A Sierpinski Triangle Data Structure for Efficient Array Value Update and Prefix Sum Calculation
Brent Harrison, Jason Necaise, Andrew Projansky, James D. Whitfield
TL;DR
The paper addresses efficient dynamic array operations (updates and prefix sums) with minimal memory, offering a Sierpinski-triangle–based alternative to Fenwick trees. It introduces a triadic data-structure where the encoding is $x_j = n_j + \sum_{k \in F(j)} x_k$, constructed via a sierpinski$(S,E)$ rule and padded to $3^{k}$ nodes before trimming, achieving updates and prefix sums in $O(\log_3 N)$ time while preserving memory usage.
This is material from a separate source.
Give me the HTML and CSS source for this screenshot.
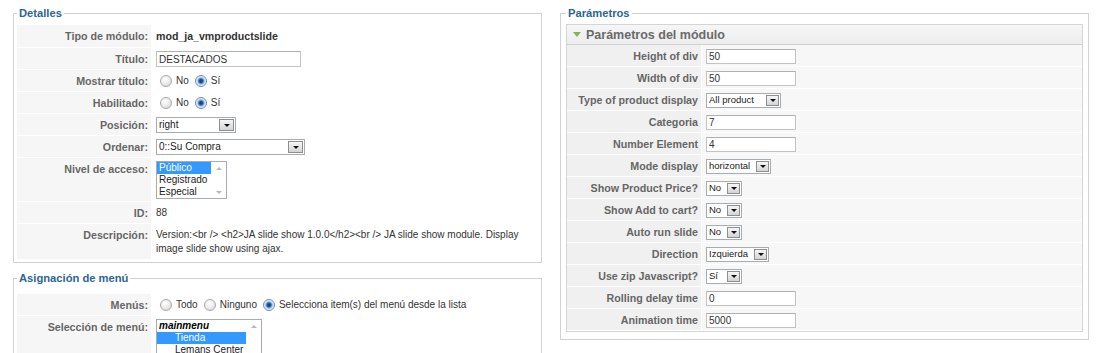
FILE: index.html
```html
<!DOCTYPE html>
<html lang="es">
<head>
  <meta charset="UTF-8">
  <title>Módulo: mod_ja_vmproductslide</title>
  <link rel="stylesheet" href="styles.css">
</head>
<body>

  <div class="page">

    <!-- Left column -->
    <div class="col">

      <fieldset class="box details">
        <legend>Detalles</legend>
        <div class="form">
          <div class="lbl">Tipo de módulo:</div>
          <div class="val text"><strong>mod_ja_vmproductslide</strong></div>

          <div class="lbl">Título:</div>
          <div class="val"><input class="txt" type="text" value="DESTACADOS"></div>

          <div class="lbl">Mostrar título:</div>
          <div class="val"><span class="radio"></span>No <span class="radio on"></span>Sí</div>

          <div class="lbl">Habilitado:</div>
          <div class="val"><span class="radio"></span>No <span class="radio on"></span>Sí</div>

          <div class="lbl">Posición:</div>
          <div class="val"><span class="sel w-pos">right<span class="arr"></span></span></div>

          <div class="lbl">Ordenar:</div>
          <div class="val"><span class="sel w-ord">0::Su Compra<span class="arr"></span></span></div>

          <div class="lbl">Nivel de acceso:</div>
          <div class="val">
            <div class="list list-access">
              <div class="opts">
                <div class="opt picked">Público</div>
                <div class="opt">Registrado</div>
                <div class="opt">Especial</div>
              </div>
              <div class="sb"><span class="up"></span><span class="down"></span></div>
            </div>
          </div>

          <div class="lbl">ID:</div>
          <div class="val text">88</div>

          <div class="lbl">Descripción:</div>
          <div class="val text desc">Version:&lt;br /&gt; &lt;h2&gt;JA slide show 1.0.0&lt;/h2&gt;&lt;br /&gt; JA slide show module. Display image slide show using ajax.</div>
        </div>
      </fieldset>

      <fieldset class="box menu">
        <legend>Asignación de menú</legend>
        <div class="form">
          <div class="lbl">Menús:</div>
          <div class="val"><span class="radio"></span>Todo <span class="radio"></span>Ninguno <span class="radio on"></span>Selecciona item(s) del menú desde la lista</div>

          <div class="lbl">Selección de menú:</div>
          <div class="val">
            <div class="list list-menu">
              <div class="opts">
                <div class="opt group">mainmenu</div>
                <div class="opt picked indent">Tienda</div>
                <div class="opt indent">Lemans Center</div>
              </div>
              <div class="sb"><span class="up"></span></div>
            </div>
          </div>
        </div>
      </fieldset>

    </div>

    <!-- Right column -->
    <div class="col">
      <fieldset class="box params">
        <legend>Parámetros</legend>
        <div class="panel">
          <div class="panel-head"><span class="tri"></span>Parámetros del módulo</div>
          <div class="form form-params">
            <div class="lbl">Height of div</div>
            <div class="val"><input class="txt txt-sm" type="text" value="50"></div>

            <div class="lbl">Width of div</div>
            <div class="val"><input class="txt txt-sm" type="text" value="50"></div>

            <div class="lbl">Type of product display</div>
            <div class="val"><span class="sel sel-sm" style="width:75px">All product<span class="arr"></span></span></div>

            <div class="lbl">Categoria</div>
            <div class="val"><input class="txt txt-sm" type="text" value="7"></div>

            <div class="lbl">Number Element</div>
            <div class="val"><input class="txt txt-sm" type="text" value="4"></div>

            <div class="lbl">Mode display</div>
            <div class="val"><span class="sel sel-sm" style="width:65px">horizontal<span class="arr"></span></span></div>

            <div class="lbl">Show Product Price?</div>
            <div class="val"><span class="sel sel-sm" style="width:36px">No<span class="arr"></span></span></div>

            <div class="lbl">Show Add to cart?</div>
            <div class="val"><span class="sel sel-sm" style="width:36px">No<span class="arr"></span></span></div>

            <div class="lbl">Auto run slide</div>
            <div class="val"><span class="sel sel-sm" style="width:36px">No<span class="arr"></span></span></div>

            <div class="lbl">Direction</div>
            <div class="val"><span class="sel sel-sm" style="width:63px">Izquierda<span class="arr"></span></span></div>

            <div class="lbl">Use zip Javascript?</div>
            <div class="val"><span class="sel sel-sm" style="width:36px">Sí<span class="arr"></span></span></div>

            <div class="lbl">Rolling delay time</div>
            <div class="val"><input class="txt txt-sm" type="text" value="0"></div>

            <div class="lbl">Animation time</div>
            <div class="val"><input class="txt txt-sm" type="text" value="5000"></div>
          </div>
        </div>
      </fieldset>
    </div>

  </div>

</body>
</html>
```

FILE: styles.css
```css
body {
  margin: 0;
  background: #fff;
  font-family: "Liberation Sans", Arial, sans-serif;
  font-size: 10px;
  color: #333;
  overflow: hidden;
}

.page {
  display: flex;
  gap: 18px;
  padding: 6px 0 0 13px;
}

.col {
  width: 529px;
}

/* Fieldsets */
.box {
  box-sizing: border-box;
  width: 529px;
  margin: 0;
  border: 1px solid #d2d2d2;
  padding: 5px 3px 2px;
}

.box legend {
  padding: 0 2px;
  color: #2b6597;
  font-size: 11.2px;
  font-weight: bold;
  line-height: 14px;
}

.menu {
  margin-top: 8px;
  padding-top: 9px;
  height: 120px;
}

.params {
  padding: 4px 5px 7px;
}

/* Form grid */
.form {
  display: grid;
  grid-template-columns: 135px 1fr;
}

.lbl {
  background: #f6f6f6;
  border-bottom: 1px solid #fff;
  border-right: 1px solid #fff;
  padding: 4px 3px 3px;
  line-height: 14px;
  text-align: right;
  font-size: 10.7px;
  font-weight: bold;
  color: #666;
}

.val {
  display: flex;
  align-items: center;
  border-bottom: 1px solid #fff;
  padding: 3px 0 2px 4px;
  line-height: 14px;
  white-space: nowrap;
}

.val.text {
  display: block;
  padding: 4px 0 3px 4px;
}

.val.desc {
  white-space: normal;
  padding-right: 14px;
}

.val strong {
  font-size: 10.6px;
  color: #333;
}

/* Inputs */
.txt {
  box-sizing: border-box;
  width: 145px;
  height: 16px;
  margin: 0;
  padding: 0 2px;
  border: 1px solid #c3c3c3;
  border-top-color: #b0b0b0;
  font: 10px "Liberation Sans", Arial, sans-serif;
  color: #333;
  background: #fff;
}

.txt-sm {
  width: 90px;
  height: 15px;
}

/* Radios */
.radio {
  display: inline-block;
  box-sizing: border-box;
  width: 12px;
  height: 12px;
  margin: 0 4px 0 4px;
  border: 1px solid #a9a9a9;
  border-radius: 50%;
  background: radial-gradient(circle at 40% 35%, #fff 0, #f0f0f0 40%, #d0d0d0 100%);
}

.val .radio:not(:first-child) {
  margin-left: 6px;
}

.radio.on {
  border-color: #6d8fb8;
  background: radial-gradient(circle, #1b3a68 0, #2c5a9a 2px, #7eaee4 3px, #cfe2f6 4px, #f4f8fd 6px);
}

/* Selects */
.sel {
  display: inline-flex;
  align-items: center;
  justify-content: space-between;
  box-sizing: border-box;
  height: 16px;
  padding-left: 2px;
  border: 1px solid #a5acb2;
  background: #fff;
  color: #222;
}

.w-pos { width: 80px; }
.w-ord { width: 149px; }

.sel-sm {
  height: 15px;
  font-size: 9.5px;
}

.arr {
  position: relative;
  box-sizing: border-box;
  width: 15px;
  height: 12px;
  margin-right: 1px;
  border: 1px solid #8e8e8e;
  background: linear-gradient(#f6f6f6, #d4d4d4);
}

.sel-sm .arr {
  width: 13px;
  height: 11px;
}

.arr::after {
  content: "";
  position: absolute;
  left: 50%;
  top: 4px;
  margin-left: -3px;
  border-left: 3px solid transparent;
  border-right: 3px solid transparent;
  border-top: 3px solid #111;
}

.sel-sm .arr::after {
  top: 3px;
}

/* List boxes */
.list {
  display: flex;
  box-sizing: border-box;
  border: 1px solid #a5acb2;
  background: #fff;
  overflow: hidden;
}

.list-access {
  width: 71px;
  height: 38px;
}

.list-menu {
  width: 106px;
  height: 70px;
}

.opts {
  flex: 1;
  line-height: 12px;
}

.opt {
  padding-left: 2px;
  color: #222;
}

.opt.picked {
  background: #3399ff;
  color: #fff;
}

.opt.group {
  font-weight: bold;
  font-style: italic;
  color: #000;
}

.opt.indent {
  padding-left: 18px;
}

.sb {
  width: 15px;
  display: flex;
  flex-direction: column;
  justify-content: space-between;
  align-items: center;
  padding: 5px 0 4px;
}

.sb .up,
.sb .down {
  width: 0;
  height: 0;
  border-left: 3px solid transparent;
  border-right: 3px solid transparent;
}

.sb .up { border-bottom: 3px solid #b8b8b8; }
.sb .down { border-top: 3px solid #b8b8b8; }

/* Parameters panel */
.panel {
  border: 1px solid #d5d5d5;
  background: #f7f7f7;
}

.panel-head {
  display: flex;
  align-items: center;
  height: 19px;
  border-bottom: 1px solid #d0d0d0;
  background: linear-gradient(#f6f6f6, #ededed);
  padding-left: 6px;
  font-size: 12.5px;
  font-weight: bold;
  color: #6a6a6a;
}

.tri {
  width: 0;
  height: 0;
  margin-right: 5px;
  border-left: 4px solid transparent;
  border-right: 4px solid transparent;
  border-top: 5px solid #86b352;
}

.form-params .lbl {
  background: #f0f0f0;
}
```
The authors prove a tight bound $w_N(j) \leq \lceil \log_3 N \rceil + 1$ for the number of bits touched per operation, establishing the time complexity via induction on triadic subtrees and extending to non-power-of-3 sizes. They also discuss connections to quantum computing through fermion-to-qubit transforms, showing near-optimal Pauli-weight bounds and suggesting refinements by edge deletions, with a companion paper to fully develop the quantum-transform implications.
Abstract
The binary indexed tree, or Fenwick tree, is a data structure that can efficiently update values and calculate prefix sums in an array. It allows both of these operations to be performed in $O(\log_2 N)$ time. Here we present a novel data structure resembling the Sierpinski triangle, which accomplishes these operations with the same memory usage in $O(\log_3 N)$ time instead. We show this order to be optimal by making use of a connection to quantum computing.